On the Evaluation of Speech Foundation Models for Spoken Language Understanding
Siddhant Arora, Ankita Pasad, Chung-Ming Chien, Jionghao Han, Roshan Sharma, Jee-weon Jung, Hira Dhamyal, William Chen, Suwon Shon, Hung-yi Lee, Karen Livescu, Shinji Watanabe
TL;DR
The paper introduces SLUE-PERB, an open benchmark to evaluate pre-trained speech foundation models (SFMs) on complex, natural-speech SLU tasks. By comparing SSL, supervised ASR, and supervised SLU SFMs under three integration strategies (frozen with lightweight head, frozen with complex head, and fine-tuned with lightweight head), the study reveals that SSL SFMs excel in sequence-generation tasks while supervised ASR SFMs shine in classification; a complex prediction head generally yields the best overall performance, albeit with higher latency.
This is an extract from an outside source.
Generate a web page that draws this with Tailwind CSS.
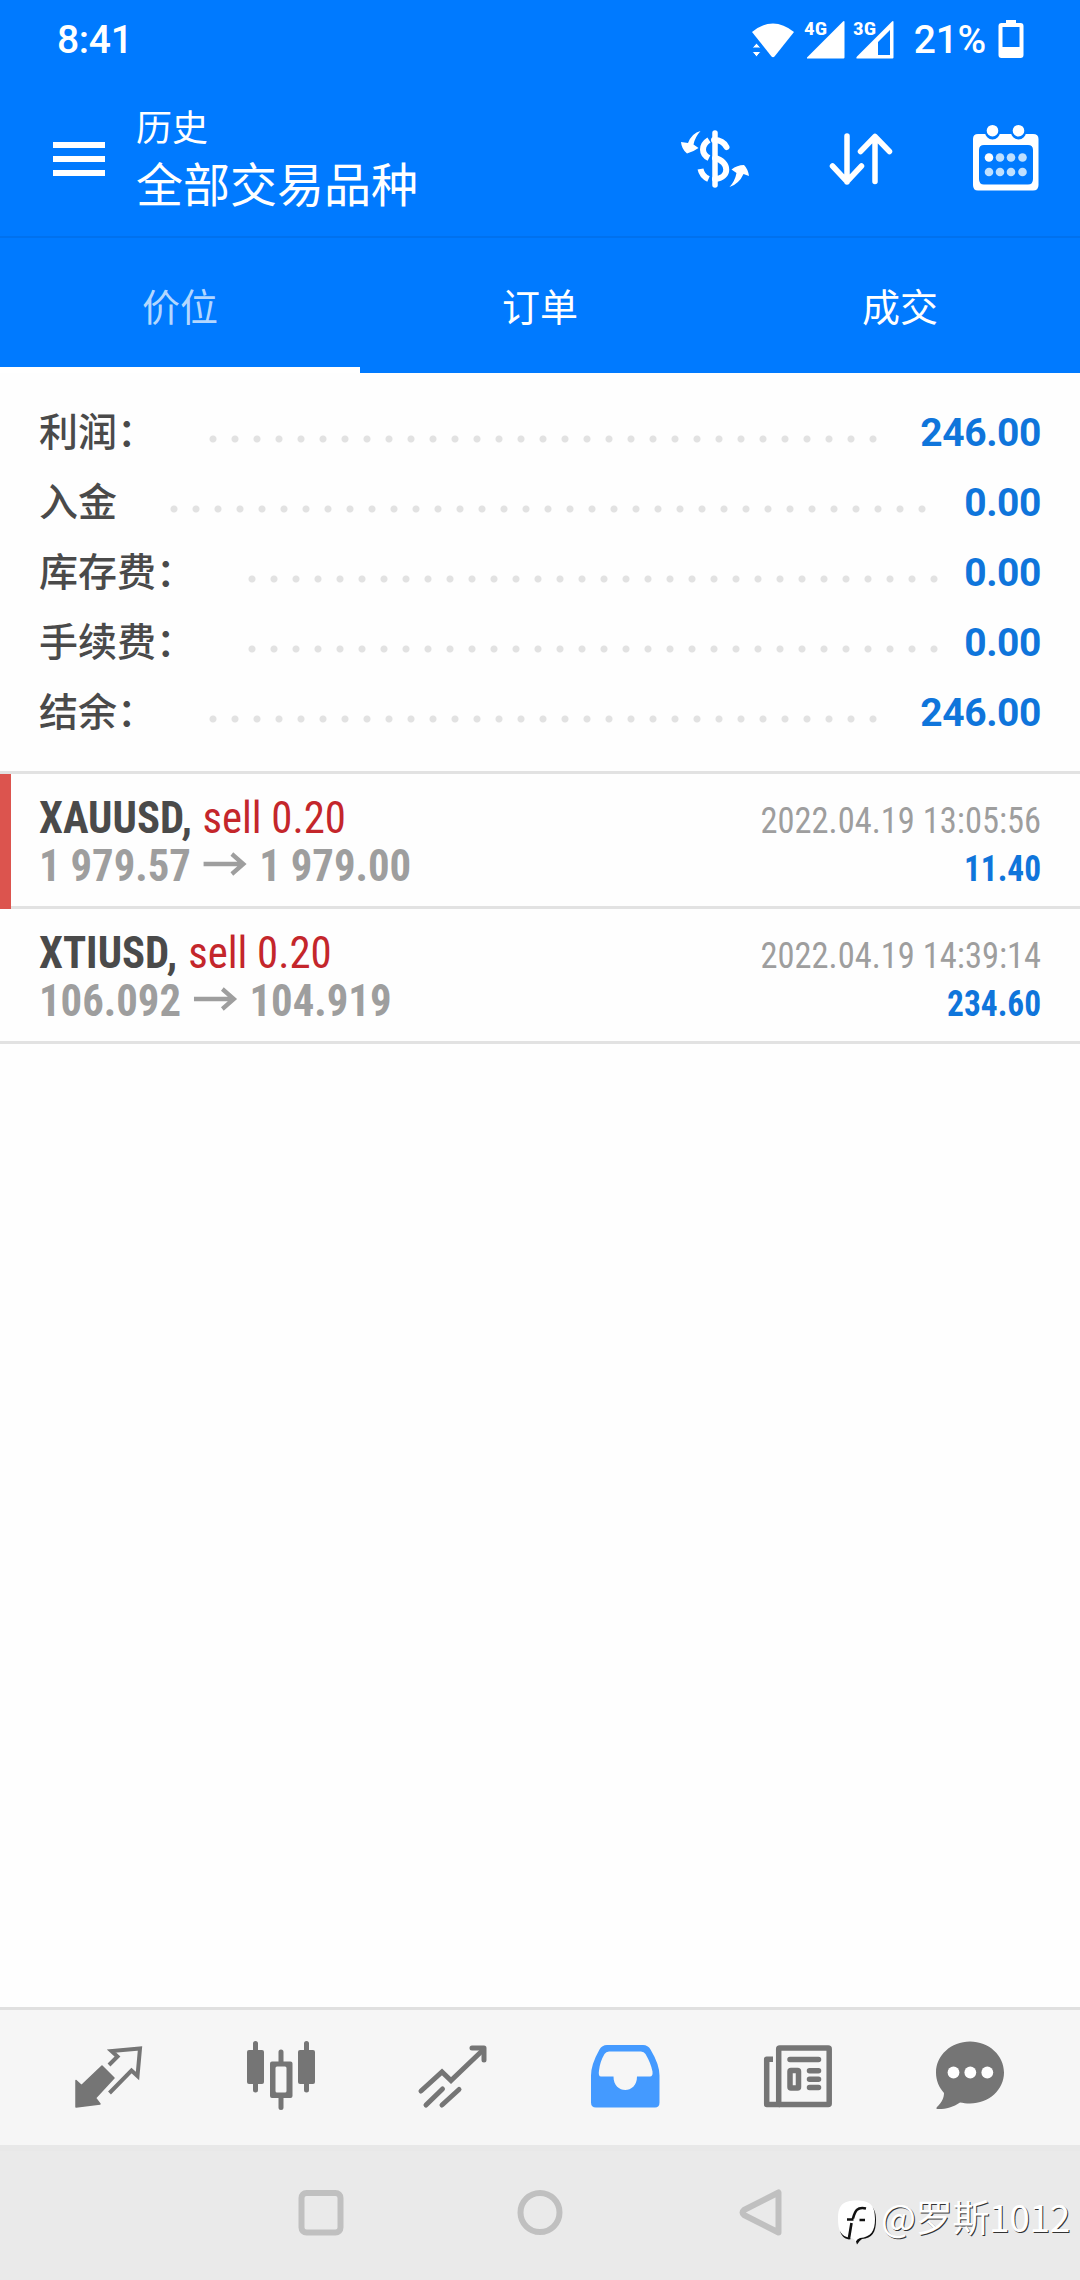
<!DOCTYPE html>
<html lang="zh-CN">
<head>
<meta charset="utf-8">
<title>历史</title>
<script src="https://cdn.jsdelivr.net/npm/@tailwindcss/browser@4"></script>
</head>
<body class="flex h-[2280px] w-[1080px] flex-col overflow-hidden bg-[#fefefe] font-['Roboto','Noto_Sans_CJK_SC',sans-serif]">

<header class="flex h-[373px] shrink-0 flex-col bg-[#007aff] text-white">
  <!-- status bar -->
  <div class="flex h-[78px] items-center justify-between pr-[56px] pl-[57px]">
    <span class="pt-[2px] text-[39px] leading-none font-medium tracking-[-0.3px]">8:41</span>
    <div class="flex items-center">
      <svg class="h-[46px] w-[160px]" viewBox="745 16 160 46" fill="#fff">
        <path d="M752 32Q773 15 794 32L774.500 56.500Q773 58 771.500 56.500Z"/>
        <path d="M752 48L756.500 43L761 48ZM752 51.500H761L756.500 57Z" stroke="#007aff" stroke-width="1"/>
        <text x="804" y="35" class="font-['Roboto_Condensed']" font-size="19" font-weight="700" textLength="23" lengthAdjust="spacingAndGlyphs">4G</text>
        <path d="M807 58.500Q806.500 57.500 808 56.500L843 21.500Q844.500 20.500 844.500 22V57.500Q844.500 58.500 843.500 58.500Z"/>
        <text x="853" y="35" class="font-['Roboto_Condensed']" font-size="19" font-weight="700" textLength="23" lengthAdjust="spacingAndGlyphs">3G</text>
        <path fill-rule="evenodd" d="M856.500 58.500Q856 57.500 857 56.500L892 21.500Q893.500 20.500 893.500 22V57.500Q893.500 58.500 892.500 58.500ZM878 42V55H890V30Z"/>
      </svg>
      <span class="ml-[9px] pt-[2px] text-[39px] leading-none font-medium tracking-[-0.3px]">21%</span>
      <svg class="ml-3 h-[40px] w-[26px]" viewBox="997.500 20 26 40"><path fill="#fff" fill-rule="evenodd" d="M1005.500 24V21H1015.500V24H1020Q1023 24 1023 27V56Q1023 59 1020 59H1001Q998 59 998 56V27Q998 24 1001 24ZM1002 28V48H1019V28Z"/></svg>
    </div>
  </div>

  <!-- toolbar -->
  <div class="flex h-[160px] items-start border-b-2 border-[#0071ee] pr-[36px] pl-[53px]">
    <div class="mt-[64px] flex w-[52px] flex-col gap-2">
      <i class="h-[6px] bg-white"></i><i class="h-[6px] bg-white"></i><i class="h-[6px] bg-white"></i>
    </div>
    <div class="mt-[25px] ml-[31px] flex-1 font-['Noto_Sans_CJK_SC',sans-serif]">
      <p class="text-[36px] leading-[44px]">历史</p>
      <h1 class="mt-[7px] text-[47px] leading-[56px] font-normal">全部交易品种</h1>
    </div>
    <div class="mt-[42px] flex items-center gap-[60px]">
      <svg class="mr-[9px] h-[80px] w-[90px]" viewBox="670 120 90 80" fill="none" stroke="#fff" stroke-width="5.500" stroke-linecap="round">
        <path d="M715 133V185"/>
        <path d="M726.500 147C724 142 719 140 714 140" stroke-width="6"/>
        <path d="M709 140C701 145 701 154 709 158" stroke-width="6" stroke-linecap="butt"/>
        <path d="M715 158C730 162 730 178 715 179" stroke-width="6"/>
        <path d="M700.500 169C701.500 174 704 177 708.500 179" stroke-width="6" stroke-linecap="butt"/>
        <path d="M700.500 131Q692 133 688 143L681 142Q681.500 149 687 153.500Q693 152 698.500 148L693.500 144.500Q695 137 700.500 131Z" fill="#fff" stroke="none"/>
        <path d="M729.500 187Q739 184 743.500 174L749 176Q748 169 744 165Q737 165 731.500 169.500L736.500 173Q735 181 729.500 187Z" fill="#fff" stroke="none"/>
      </svg>
      <svg class="-ml-[6px] h-[80px] w-[76px]" viewBox="823 120 76 80" fill="none" stroke="#fff" stroke-width="5.500" stroke-linecap="round" stroke-linejoin="round"><path d="M847 136V182M832.500 166L847 181.500L861.500 166M875 181.500V136.500M860.500 151.500L875 136.500L889.500 151.500"/></svg>
      <svg class="-ml-[3px] h-[80px] w-[88px]" viewBox="956 120 88 80">
        <path fill="#fff" fill-rule="evenodd" d="M978 134H1033Q1038.500 134 1038.500 139V185Q1038.500 190.500 1033 190.500H978Q973 190.500 973 185V139Q973 134 978 134ZM984 145Q979 145 979 150V179Q979 184.500 984 184.500H1028Q1033 184.500 1033 179V150Q1033 145 1028 145Z"/>
        <path d="M992.500 130V132M1018.500 130V132" stroke="#007aff" stroke-width="15" stroke-linecap="round"/>
        <g fill="#fff"><circle cx="992.500" cy="130.700" r="5.800"/><circle cx="1018.500" cy="130.700" r="5.800"/><circle cx="989" cy="157.500" r="4.300"/></g>
        <g fill="#bfe0ff"><circle cx="1000" cy="157.500" r="4.300"/><circle cx="1011" cy="157.500" r="4.300"/><circle cx="1022.500" cy="157.500" r="4.300"/><circle cx="989" cy="172" r="4.300"/><circle cx="1000" cy="172" r="4.300"/><circle cx="1011" cy="172" r="4.300"/><circle cx="1022.500" cy="172" r="4.300"/></g>
      </svg>
    </div>
  </div>

  <!-- tabs -->
  <nav class="grid flex-1 grid-cols-3 text-center font-['Noto_Sans_CJK_SC',sans-serif] text-[38px]">
    <a class="border-b-[6px] border-white pt-[39px] leading-[56px] text-[#b3d7ff]">价位</a>
    <a class="pt-[39px] leading-[56px]">订单</a>
    <a class="pt-[39px] leading-[56px]">成交</a>
  </nav>
</header>

<main class="flex-1">
  <!-- account totals -->
  <dl class="h-[401px] border-b-[3px] border-[#e2e2e2] pt-[21px] pr-[39px] pl-[39px] font-bold text-[#0f75db]">
    <div class="flex h-[70px] items-center">
      <dt class="font-['Noto_Sans_CJK_SC',sans-serif] text-[39px] leading-[70px] font-medium text-[#4a4a4a]">利润：</dt>
      <i class="mt-[19px] ml-[46px] h-2 w-[682px] bg-[radial-gradient(circle,#e2e2e2_3px,transparent_4px)] bg-[length:22px_8px]"></i>
      <dd class="ml-auto pt-[8px] text-[39px] tracking-[-0.4px]">246.00</dd>
    </div>
    <div class="flex h-[70px] items-center">
      <dt class="font-['Noto_Sans_CJK_SC',sans-serif] text-[39px] leading-[70px] font-medium text-[#4a4a4a]">入金</dt>
      <i class="mt-[19px] ml-[46px] h-2 w-[770px] bg-[radial-gradient(circle,#e2e2e2_3px,transparent_4px)] bg-[length:22px_8px]"></i>
      <dd class="ml-auto pt-[8px] text-[39px] tracking-[-0.4px]">0.00</dd>
    </div>
    <div class="flex h-[70px] items-center">
      <dt class="font-['Noto_Sans_CJK_SC',sans-serif] text-[39px] leading-[70px] font-medium text-[#4a4a4a]">库存费：</dt>
      <i class="mt-[19px] ml-[46px] h-2 w-[704px] bg-[radial-gradient(circle,#e2e2e2_3px,transparent_4px)] bg-[length:22px_8px]"></i>
      <dd class="ml-auto pt-[8px] text-[39px] tracking-[-0.4px]">0.00</dd>
    </div>
    <div class="flex h-[70px] items-center">
      <dt class="font-['Noto_Sans_CJK_SC',sans-serif] text-[39px] leading-[70px] font-medium text-[#4a4a4a]">手续费：</dt>
      <i class="mt-[19px] ml-[46px] h-2 w-[704px] bg-[radial-gradient(circle,#e2e2e2_3px,transparent_4px)] bg-[length:22px_8px]"></i>
      <dd class="ml-auto pt-[8px] text-[39px] tracking-[-0.4px]">0.00</dd>
    </div>
    <div class="flex h-[70px] items-center">
      <dt class="font-['Noto_Sans_CJK_SC',sans-serif] text-[39px] leading-[70px] font-medium text-[#4a4a4a]">结余：</dt>
      <i class="mt-[19px] ml-[46px] h-2 w-[682px] bg-[radial-gradient(circle,#e2e2e2_3px,transparent_4px)] bg-[length:22px_8px]"></i>
      <dd class="ml-auto pt-[8px] text-[39px] tracking-[-0.4px]">246.00</dd>
    </div>
  </dl>

  <!-- closed positions -->
  <section class="font-['Roboto_Condensed','Roboto',sans-serif]">
    <div class="flex h-[135px]">
      <i class="w-[11px] bg-[#dc544e]"></i>
      <div class="flex flex-1 justify-between border-b-[3px] border-[#e2e2e2] pr-[39px] pl-[28px]">
        <div class="origin-left scale-x-95 pt-[20px] text-[45px] leading-[48px]">
          <p class="flex"><b class="w-[172px] text-[#4a4a4a]">XAUUSD,</b><span class="text-[#c4262b]">sell 0.20</span></p>
          <p class="flex font-bold text-[#9e9e9e]"><span>1 979.57</span>
            <svg class="mx-[13px] mt-[10px] h-6 w-[46px]" viewBox="0 0 46 24" fill="none" stroke="#9e9e9e" stroke-width="4.500"><path d="M0 12H43M30 2L42 12L30 22"/></svg>
            <span>1 979.00</span></p>
        </div>
        <div class="pt-[22px] text-right text-[37.500px] leading-[48px]">
          <p class="origin-right scale-x-[.92] text-[#9e9e9e]">2022.04.19 13:05:56</p>
          <p class="origin-right scale-x-[.89] font-bold text-[#0f75db]">11.40</p>
        </div>
      </div>
    </div>
    <div class="flex h-[135px] justify-between border-b-[3px] border-[#e2e2e2] px-[39px]">
      <div class="origin-left scale-x-95 pt-[20px] text-[45px] leading-[48px]">
        <p class="flex"><b class="w-[157px] text-[#4a4a4a]">XTIUSD,</b><span class="text-[#c4262b]">sell 0.20</span></p>
        <p class="flex font-bold text-[#9e9e9e]"><span>106.092</span>
          <svg class="mx-[13px] mt-[10px] h-6 w-[46px]" viewBox="0 0 46 24" fill="none" stroke="#9e9e9e" stroke-width="4.500"><path d="M0 12H43M30 2L42 12L30 22"/></svg>
          <span>104.919</span></p>
      </div>
      <div class="pt-[22px] text-right text-[37.500px] leading-[48px]">
        <p class="origin-right scale-x-[.92] text-[#9e9e9e]">2022.04.19 14:39:14</p>
        <p class="origin-right scale-x-[.89] font-bold text-[#0f75db]">234.60</p>
      </div>
    </div>
  </section>
</main>

<!-- app navigation -->
<nav class="grid h-[138px] shrink-0 grid-cols-6 items-center justify-items-center border-t-[3px] border-[#e0e0e0] bg-[#f6f6f6] pr-[24px] pl-[23px]">
  <svg class="h-[80px] w-[80px]" viewBox="69 2037.500 80 80"><path fill="#757575" stroke="#757575" stroke-linejoin="round" stroke-width="1.500" d="M76 2106.500V2080L81.500 2085L102 2065.500L114 2077.500L95.500 2097.500L100 2103.500Z"/><path fill="none" stroke="#757575" stroke-width="4" d="M109 2064.500L117.500 2056L111.500 2050.500L140 2048L137.500 2075.500L131.500 2070L109.500 2092.500"/></svg>
  <svg class="h-[80px] w-[80px]" viewBox="241 2038.500 80 80" fill="#757575"><rect x="247" y="2050.500" width="17" height="34" rx="2"/><rect x="298" y="2050.500" width="17" height="34" rx="2"/><path d="M255.500 2044V2090.500M306.500 2044V2090.500M281 2052.500V2062M281 2098V2108" stroke="#757575" stroke-width="5" stroke-linecap="round"/><path fill-rule="evenodd" d="M272 2062H290.500Q292.500 2062 292.500 2064V2096.500Q292.500 2098.500 290.500 2098.500H272Q270 2098.500 270 2096.500V2064Q270 2062 272 2062ZM277 2067Q275.500 2067 275.500 2068.500V2091.500Q275.500 2093 277 2093H285Q286.500 2093 286.500 2091.500V2068.500Q286.500 2067 285 2067Z"/></svg>
  <svg class="h-[80px] w-[80px]" viewBox="413.500 2037.500 80 80" fill="none" stroke="#757575" stroke-width="5" stroke-linecap="round" stroke-linejoin="round"><path stroke-linejoin="miter" d="M421.500 2090.500L442.500 2071.500L451.500 2080L484 2049"/><path d="M472.500 2047.500H484.500V2059.500M426.500 2104.500L443 2088.500M442.500 2104.500L459.500 2089"/></svg>
  <svg class="h-[80px] w-[80px]" viewBox="586 2037.500 80 80"><path fill="#449aff" fill-rule="evenodd" d="M607 2044.500H643Q648 2044.500 650.500 2049Q659.500 2064 659.500 2075V2102Q659.500 2107 655 2107H596Q591 2107 591 2102V2075Q591 2064 599.500 2049Q602 2044.500 607 2044.500ZM609 2051Q606 2051 604.500 2053.500Q600 2061 599 2070Q598 2076 601 2076H613.500C613.500 2094 637 2094 637 2076H650Q653 2076 652.500 2071Q651 2063 645.500 2053.500Q644 2051 641 2051Z"/></svg>
  <svg class="h-[80px] w-[80px]" viewBox="758 2037.500 80 80" fill="none" stroke="#757575" stroke-width="5.500"><rect x="778.700" y="2047.500" width="50.500" height="56.500" rx="1"/><path stroke-linejoin="round" d="M773 2058.700H766.700V2104H780"/><path d="M790 2059H818.500M809.500 2070.300H818.500M809.500 2078.700H818.500M809.500 2087H818.500" stroke-linecap="round"/><rect x="790" y="2070" width="8.500" height="17.500" rx="1"/></svg>
  <svg class="h-[80px] w-[80px]" viewBox="930 2037.500 80 80"><path fill="#757575" d="M970 2041C989 2041 1004 2055 1004 2072C1004 2089 989 2103 970 2103C966 2103 963 2102.500 960 2102C953 2107 944 2109 937 2108.500Q935.500 2108 937 2106.500C942 2102 944 2097 944 2092.500C939 2087 936 2080 936 2072C936 2055 951 2041 970 2041Z"/><g fill="#fff"><circle cx="953.500" cy="2072" r="5.900"/><circle cx="970.300" cy="2072" r="5.900"/><circle cx="987.300" cy="2072" r="5.900"/></g></svg>
</nav>

<!-- system navigation -->
<footer class="relative h-[135px] shrink-0 border-t-[6px] border-[#e8e8e8] bg-[#eaeaea]">
  <div class="flex h-[124px] items-center pl-[296px]">
    <svg class="h-[52px] w-[52px]" viewBox="0 0 52 52" fill="none" stroke="#c0c0c0" stroke-width="6"><rect x="5.500" y="6" width="39" height="39.500" rx="5"/></svg>
    <svg class="ml-[166px] h-[52px] w-[52px]" viewBox="0 0 52 52" fill="none" stroke="#c0c0c0" stroke-width="6"><circle cx="26" cy="25.500" r="19.500"/></svg>
    <svg class="ml-[169px] h-[52px] w-[52px]" viewBox="0 0 52 52" fill="none" stroke="#c0c0c0" stroke-width="6" stroke-linejoin="round"><path d="M9 23L43.500 5.500V45.500L9 28Q6 25.500 9 23Z"/></svg>
  </div>
  <!-- signature -->
  <div class="absolute top-[38px] left-[836px] flex items-start text-white">
    <svg class="mt-[9px] h-[48px] w-[42px]" viewBox="836 2198 42 48">
      <path fill="#111" d="M868 2204C874 2207 876 2212 876 2220C876 2233 872 2238 862 2239Q859 2241 857 2244.500L855.500 2240L858 2236ZM842 2232L851 2239L849 2239.500C844 2238.500 841.500 2236 840 2231Z"/>
      <path fill="#fff" d="M856.500 2200.500C870 2200.500 875 2205 875 2219C875 2231 871 2237 860 2238Q857 2239 855.500 2242Q854.500 2238 850 2238C841 2236 838 2231 838 2219C838 2205 843 2200.500 856.500 2200.500Z"/>
      <path fill="none" stroke="#111" stroke-width="2.600" d="M866 2208.500C857 2206.500 855 2211 853 2218.500M851.500 2223L849 2238M847 2219.500H853.500M859.500 2220H865"/>
    </svg>
    <span class="ml-[3px] pt-[3px] font-['Noto_Sans_CJK_SC',sans-serif] text-[37px] leading-[48px] font-normal tracking-[-0.3px] [text-shadow:1px_1px_0_#333]">@罗斯1012</span>
  </div>
</footer>
</body>
</html>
The findings emphasize task- and data-dependent model selection, show that performance gaps shrink with more powerful heads or fine-tuning, and provide practical tradeoffs for inference speed and training cost. The authors also release an open-source toolkit and leaderboard to standardize evaluation and spur further research in SLU representations.
Abstract
The Spoken Language Understanding Evaluation (SLUE) suite of benchmark tasks was recently introduced to address the need for open resources and benchmarking of complex spoken language understanding (SLU) tasks, including both classification and sequence generation tasks, on natural speech. The benchmark has demonstrated preliminary success in using pre-trained speech foundation models (SFM) for these SLU tasks. However, the community still lacks a fine-grained understanding of the comparative utility of different SFMs. Inspired by this, we ask: which SFMs offer the most benefits for these complex SLU tasks, and what is the most effective approach for incorporating these SFMs? To answer this, we perform an extensive evaluation of multiple supervised and self-supervised SFMs using several evaluation protocols: (i) frozen SFMs with a lightweight prediction head, (ii) frozen SFMs with a complex prediction head, and (iii) fine-tuned SFMs with a lightweight prediction head. Although the supervised SFMs are pre-trained on much more speech recognition data (with labels), they do not always outperform self-supervised SFMs; the latter tend to perform at least as well as, and sometimes better than, supervised SFMs, especially on the sequence generation tasks in SLUE. While there is no universally optimal way of incorporating SFMs, the complex prediction head gives the best performance for most tasks, although it increases the inference time. We also introduce an open-source toolkit and performance leaderboard, SLUE-PERB, for these tasks and modeling strategies.